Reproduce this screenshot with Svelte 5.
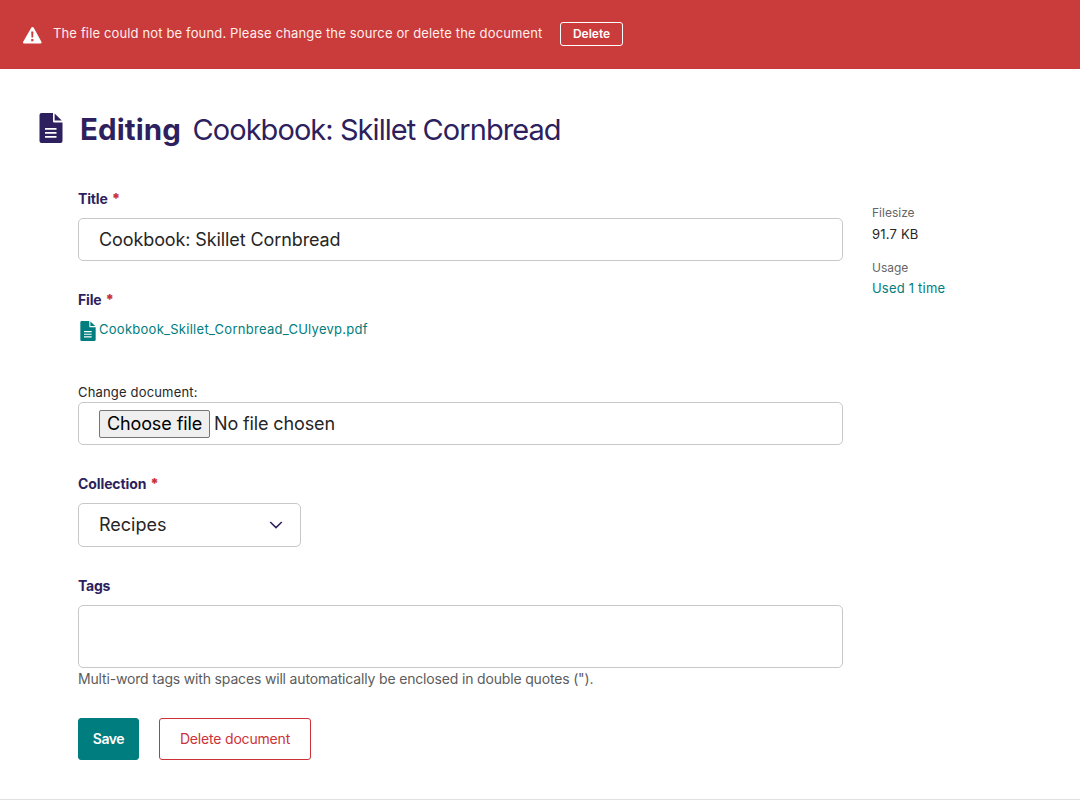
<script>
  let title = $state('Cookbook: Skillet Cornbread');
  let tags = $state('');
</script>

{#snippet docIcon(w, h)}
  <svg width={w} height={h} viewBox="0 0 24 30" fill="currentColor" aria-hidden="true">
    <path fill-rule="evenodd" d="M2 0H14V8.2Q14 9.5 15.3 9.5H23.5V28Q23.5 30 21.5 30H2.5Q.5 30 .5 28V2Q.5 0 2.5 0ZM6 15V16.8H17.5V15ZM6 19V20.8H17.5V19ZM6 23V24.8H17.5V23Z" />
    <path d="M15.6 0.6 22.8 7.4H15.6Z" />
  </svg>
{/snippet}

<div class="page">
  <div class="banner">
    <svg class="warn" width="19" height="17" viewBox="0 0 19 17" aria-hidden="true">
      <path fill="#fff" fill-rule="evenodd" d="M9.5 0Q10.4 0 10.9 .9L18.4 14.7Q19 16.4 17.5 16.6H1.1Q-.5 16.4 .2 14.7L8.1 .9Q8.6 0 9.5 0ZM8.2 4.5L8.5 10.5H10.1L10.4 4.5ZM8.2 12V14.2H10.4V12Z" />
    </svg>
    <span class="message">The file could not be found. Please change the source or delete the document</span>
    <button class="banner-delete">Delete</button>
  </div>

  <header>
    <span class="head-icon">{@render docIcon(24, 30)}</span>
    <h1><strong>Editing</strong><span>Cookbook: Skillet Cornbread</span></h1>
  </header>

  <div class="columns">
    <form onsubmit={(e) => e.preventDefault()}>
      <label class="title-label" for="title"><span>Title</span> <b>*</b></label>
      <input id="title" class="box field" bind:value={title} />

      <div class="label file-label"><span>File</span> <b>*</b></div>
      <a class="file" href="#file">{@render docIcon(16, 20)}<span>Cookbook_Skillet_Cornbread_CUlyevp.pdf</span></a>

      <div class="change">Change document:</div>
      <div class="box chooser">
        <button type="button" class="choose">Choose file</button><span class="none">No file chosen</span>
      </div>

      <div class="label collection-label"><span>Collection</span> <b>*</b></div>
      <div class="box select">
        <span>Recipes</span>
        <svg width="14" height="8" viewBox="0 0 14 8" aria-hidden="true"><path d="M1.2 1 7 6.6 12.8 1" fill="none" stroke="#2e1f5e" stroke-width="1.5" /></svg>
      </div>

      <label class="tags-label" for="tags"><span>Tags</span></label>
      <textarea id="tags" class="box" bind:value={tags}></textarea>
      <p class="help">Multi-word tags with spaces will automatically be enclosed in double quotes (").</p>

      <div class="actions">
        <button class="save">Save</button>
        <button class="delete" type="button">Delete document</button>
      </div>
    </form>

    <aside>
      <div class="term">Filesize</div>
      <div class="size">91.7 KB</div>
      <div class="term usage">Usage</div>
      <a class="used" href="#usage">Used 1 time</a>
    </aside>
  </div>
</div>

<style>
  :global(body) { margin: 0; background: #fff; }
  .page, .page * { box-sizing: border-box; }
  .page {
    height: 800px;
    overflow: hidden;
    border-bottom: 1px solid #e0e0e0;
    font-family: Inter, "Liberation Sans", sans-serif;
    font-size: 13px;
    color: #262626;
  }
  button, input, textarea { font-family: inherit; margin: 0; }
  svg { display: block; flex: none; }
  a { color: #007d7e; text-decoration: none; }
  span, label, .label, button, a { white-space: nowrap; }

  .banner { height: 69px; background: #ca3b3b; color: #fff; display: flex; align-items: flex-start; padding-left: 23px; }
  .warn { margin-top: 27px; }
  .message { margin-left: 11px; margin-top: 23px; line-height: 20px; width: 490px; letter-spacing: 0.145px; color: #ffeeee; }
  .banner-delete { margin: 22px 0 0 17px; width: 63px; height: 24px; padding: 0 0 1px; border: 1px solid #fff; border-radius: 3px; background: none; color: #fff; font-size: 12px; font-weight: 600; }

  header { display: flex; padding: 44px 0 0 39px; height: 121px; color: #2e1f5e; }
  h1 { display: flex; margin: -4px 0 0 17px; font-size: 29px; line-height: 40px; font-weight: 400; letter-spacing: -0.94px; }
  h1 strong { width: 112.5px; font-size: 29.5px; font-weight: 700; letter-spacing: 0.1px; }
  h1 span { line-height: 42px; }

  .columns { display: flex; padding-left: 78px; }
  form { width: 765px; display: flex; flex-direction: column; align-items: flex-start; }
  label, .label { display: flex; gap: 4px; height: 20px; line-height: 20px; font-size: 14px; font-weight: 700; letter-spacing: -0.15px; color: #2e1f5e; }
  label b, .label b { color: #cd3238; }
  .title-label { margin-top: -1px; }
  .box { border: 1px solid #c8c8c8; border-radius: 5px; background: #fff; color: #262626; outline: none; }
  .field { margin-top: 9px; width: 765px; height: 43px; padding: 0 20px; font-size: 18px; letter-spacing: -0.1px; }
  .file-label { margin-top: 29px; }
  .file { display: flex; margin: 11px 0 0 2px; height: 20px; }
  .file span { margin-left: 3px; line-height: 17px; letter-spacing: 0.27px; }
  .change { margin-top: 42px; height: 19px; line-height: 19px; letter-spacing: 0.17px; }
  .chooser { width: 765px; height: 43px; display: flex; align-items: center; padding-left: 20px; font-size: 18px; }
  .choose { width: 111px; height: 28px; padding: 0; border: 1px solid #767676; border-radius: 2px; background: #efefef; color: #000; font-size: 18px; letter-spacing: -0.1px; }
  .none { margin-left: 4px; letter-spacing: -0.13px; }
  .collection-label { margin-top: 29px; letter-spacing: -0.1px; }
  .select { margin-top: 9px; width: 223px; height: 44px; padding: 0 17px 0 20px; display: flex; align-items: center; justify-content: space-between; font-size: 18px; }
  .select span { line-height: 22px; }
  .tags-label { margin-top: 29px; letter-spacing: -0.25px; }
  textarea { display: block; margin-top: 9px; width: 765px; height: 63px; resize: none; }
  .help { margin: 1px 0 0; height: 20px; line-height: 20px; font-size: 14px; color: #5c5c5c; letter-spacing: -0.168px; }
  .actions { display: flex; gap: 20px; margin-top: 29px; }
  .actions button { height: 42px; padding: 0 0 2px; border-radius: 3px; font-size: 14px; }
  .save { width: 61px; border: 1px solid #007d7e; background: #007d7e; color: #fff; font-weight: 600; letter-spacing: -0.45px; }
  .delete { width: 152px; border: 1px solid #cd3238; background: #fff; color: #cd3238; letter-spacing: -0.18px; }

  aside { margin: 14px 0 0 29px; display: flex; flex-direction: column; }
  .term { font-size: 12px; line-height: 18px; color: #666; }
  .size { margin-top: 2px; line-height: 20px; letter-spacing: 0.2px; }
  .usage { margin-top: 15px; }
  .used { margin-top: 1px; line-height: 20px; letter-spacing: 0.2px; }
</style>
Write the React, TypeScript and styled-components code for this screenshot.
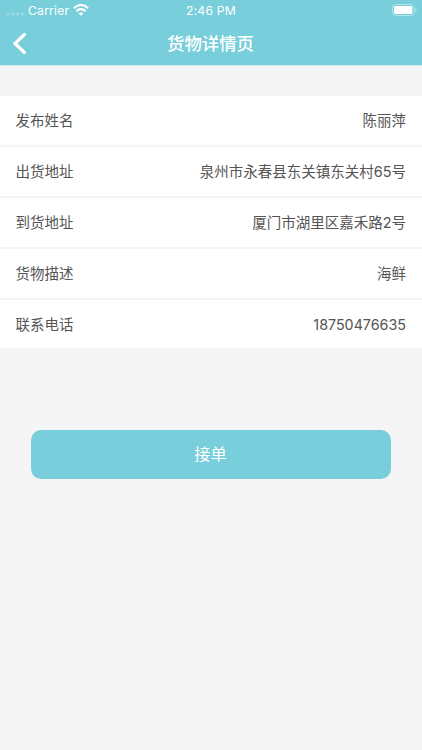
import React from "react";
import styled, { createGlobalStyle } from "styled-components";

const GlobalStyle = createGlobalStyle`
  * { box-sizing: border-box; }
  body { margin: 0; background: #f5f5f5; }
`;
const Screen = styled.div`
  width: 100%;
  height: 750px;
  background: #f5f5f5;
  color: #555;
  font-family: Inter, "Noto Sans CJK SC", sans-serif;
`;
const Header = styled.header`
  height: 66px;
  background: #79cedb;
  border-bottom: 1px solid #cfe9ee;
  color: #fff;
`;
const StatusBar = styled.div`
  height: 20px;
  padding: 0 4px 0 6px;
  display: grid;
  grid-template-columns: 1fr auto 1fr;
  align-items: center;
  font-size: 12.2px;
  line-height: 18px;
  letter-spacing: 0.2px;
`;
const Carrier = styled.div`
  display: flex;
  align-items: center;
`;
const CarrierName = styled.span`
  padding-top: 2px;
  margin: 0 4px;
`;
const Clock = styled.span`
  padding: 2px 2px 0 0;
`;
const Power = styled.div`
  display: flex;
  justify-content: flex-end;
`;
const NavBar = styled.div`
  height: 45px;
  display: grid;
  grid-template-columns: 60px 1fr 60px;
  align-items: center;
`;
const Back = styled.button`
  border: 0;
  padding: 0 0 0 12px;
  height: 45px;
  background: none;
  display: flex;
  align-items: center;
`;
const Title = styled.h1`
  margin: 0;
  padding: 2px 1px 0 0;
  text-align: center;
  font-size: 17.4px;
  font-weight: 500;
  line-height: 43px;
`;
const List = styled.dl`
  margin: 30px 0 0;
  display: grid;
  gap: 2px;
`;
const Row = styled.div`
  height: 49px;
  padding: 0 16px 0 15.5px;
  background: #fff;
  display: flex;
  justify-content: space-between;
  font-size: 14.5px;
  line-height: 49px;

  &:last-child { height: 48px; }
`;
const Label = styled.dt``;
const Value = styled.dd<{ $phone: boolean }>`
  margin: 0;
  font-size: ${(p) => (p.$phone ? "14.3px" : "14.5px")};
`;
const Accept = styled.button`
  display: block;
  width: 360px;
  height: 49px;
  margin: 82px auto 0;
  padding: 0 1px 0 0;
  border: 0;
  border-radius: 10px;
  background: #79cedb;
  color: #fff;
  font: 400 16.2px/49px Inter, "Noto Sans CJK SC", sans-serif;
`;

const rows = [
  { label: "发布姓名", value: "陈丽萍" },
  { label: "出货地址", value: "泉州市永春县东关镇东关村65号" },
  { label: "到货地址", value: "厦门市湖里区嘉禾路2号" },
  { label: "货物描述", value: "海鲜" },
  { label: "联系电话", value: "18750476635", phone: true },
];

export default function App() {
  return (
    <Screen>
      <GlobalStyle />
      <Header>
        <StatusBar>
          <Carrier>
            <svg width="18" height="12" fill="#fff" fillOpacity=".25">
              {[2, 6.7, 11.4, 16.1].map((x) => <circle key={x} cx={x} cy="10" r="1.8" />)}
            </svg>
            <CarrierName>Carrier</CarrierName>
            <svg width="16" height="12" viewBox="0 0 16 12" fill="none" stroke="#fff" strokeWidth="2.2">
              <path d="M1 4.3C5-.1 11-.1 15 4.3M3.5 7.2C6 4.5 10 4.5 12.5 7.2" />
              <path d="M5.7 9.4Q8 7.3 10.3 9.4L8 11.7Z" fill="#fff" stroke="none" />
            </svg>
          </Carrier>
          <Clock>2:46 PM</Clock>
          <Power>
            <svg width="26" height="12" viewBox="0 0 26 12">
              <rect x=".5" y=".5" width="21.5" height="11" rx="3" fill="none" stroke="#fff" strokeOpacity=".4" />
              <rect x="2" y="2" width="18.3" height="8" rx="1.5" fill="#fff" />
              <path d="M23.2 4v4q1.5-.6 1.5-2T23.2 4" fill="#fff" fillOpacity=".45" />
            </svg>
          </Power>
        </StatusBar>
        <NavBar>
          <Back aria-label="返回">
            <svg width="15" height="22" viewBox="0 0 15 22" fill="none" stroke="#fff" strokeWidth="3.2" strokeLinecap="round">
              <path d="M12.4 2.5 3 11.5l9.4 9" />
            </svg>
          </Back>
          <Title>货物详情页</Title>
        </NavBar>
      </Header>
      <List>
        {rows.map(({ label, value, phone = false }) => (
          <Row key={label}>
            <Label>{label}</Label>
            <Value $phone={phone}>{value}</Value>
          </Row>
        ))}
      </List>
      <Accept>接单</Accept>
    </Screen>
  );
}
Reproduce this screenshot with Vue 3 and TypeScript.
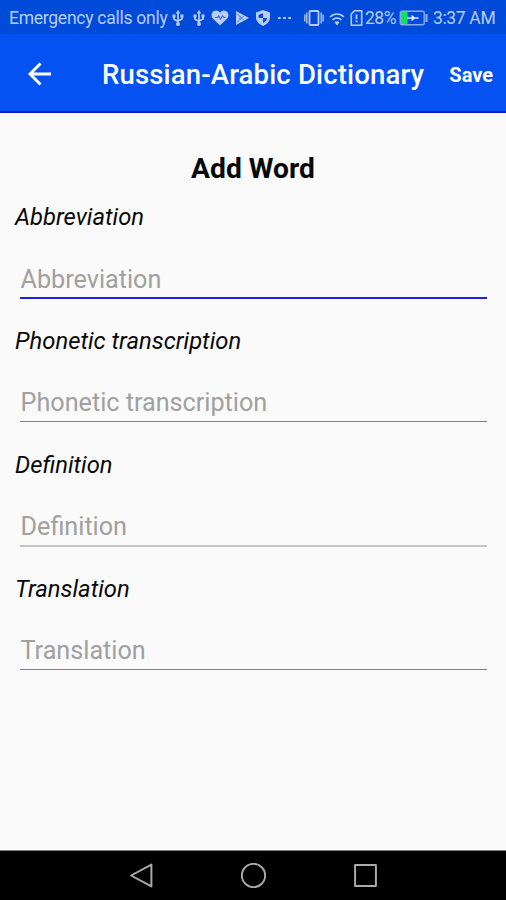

════════════════

▸ **Exercise directions**:
Find all lines holding the string "components" and copy them.

▸ **The response**:
Write the React, TypeScript and styled-components code for this screenshot.
import styled, { createGlobalStyle } from "styled-components";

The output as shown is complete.